ZnO-Nanorod Dye-Sensitized Solar Cells: New Structure without a Transparent Conducting Oxide Layer

Conventional nanorod-based dye-sensitized solar cells (DSSCs) are fabricated by growing nanorods on top of a transparent conducting oxide (TCO, typically fluorine-doped tin oxide—FTO). The heterogeneous interface between the nanorod and TCO forms a source for carrier scattering. This work reports on a new DSSC architecture without a TCO layer. The TCO-less structure consists of ZnO nanorods grown on top of a ZnO film. The ZnO film replaced FTO as the TCO layer and the ZnO nanorods served as the photoanode.

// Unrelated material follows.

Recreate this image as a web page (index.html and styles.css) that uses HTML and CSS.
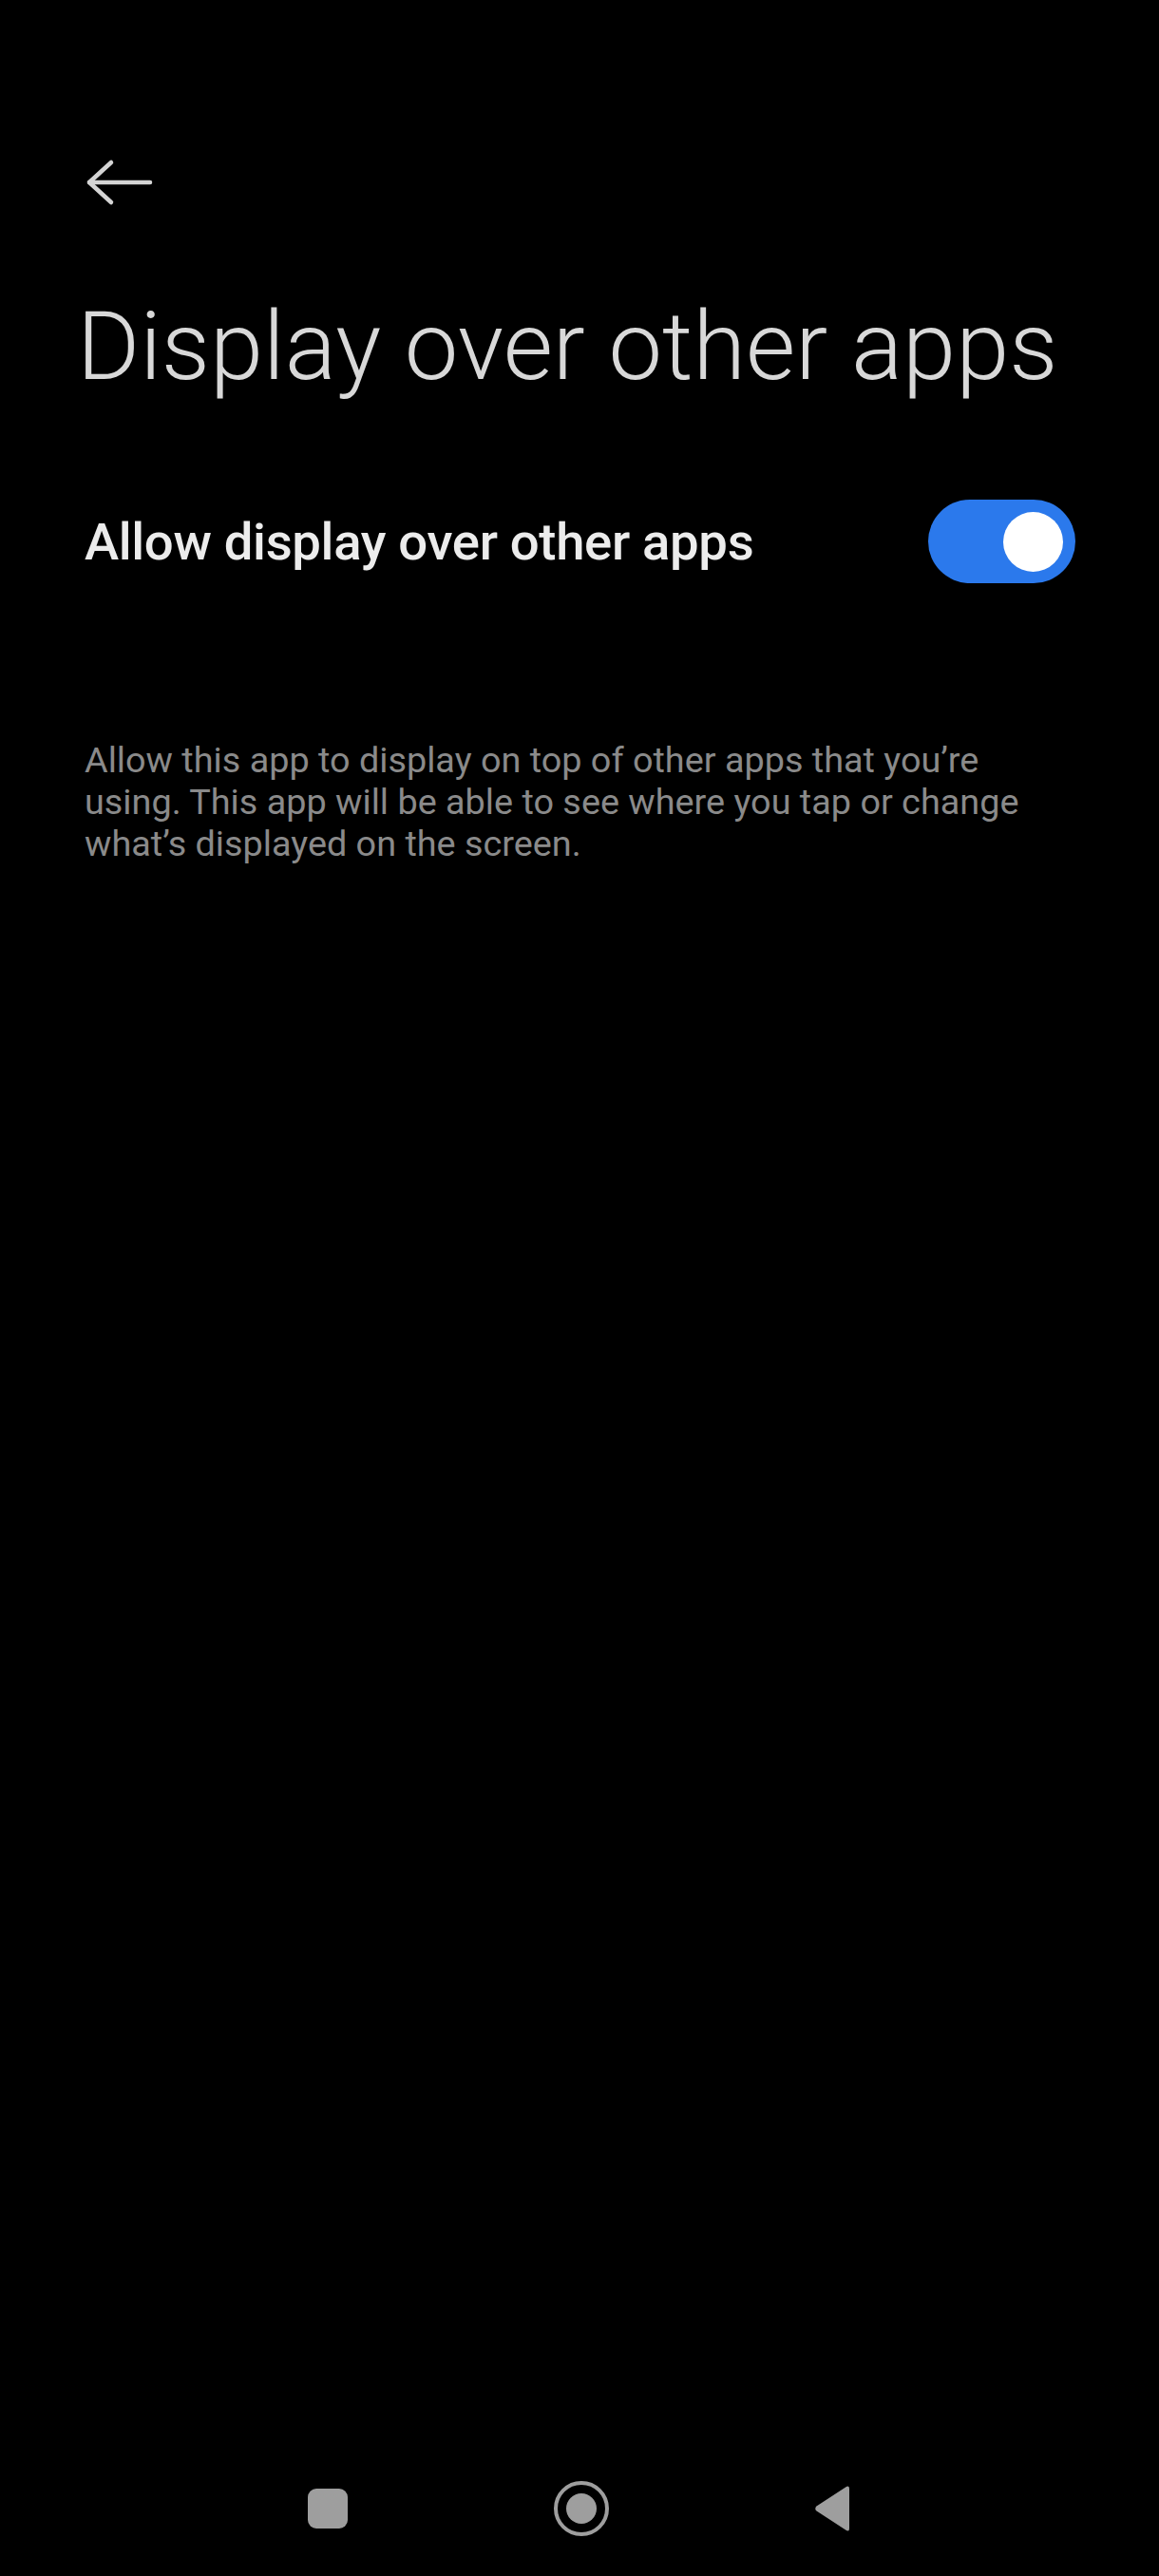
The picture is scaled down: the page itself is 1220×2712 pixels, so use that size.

The ZnO nanorod/film structure was grown by two methods: (1) one-step chemical vapor deposition (CVD) (2) two-step chemical bath deposition (CBD). The thicknesses of the nanorods/film grown by CVD is more uniform than that by CBD. We demonstrate that the TCO-less DSSC structure can operate properly as solar cells. The new DSSCs yield the best short-current density of 3.96 mA/ c m 2 and a power conversion efficiency of 0.73% under 85 mW/ c m 2 of simulated solar illumination. The open-circuit voltage of 0.80 V is markedly higher than that from conventional ZnO DSSCs.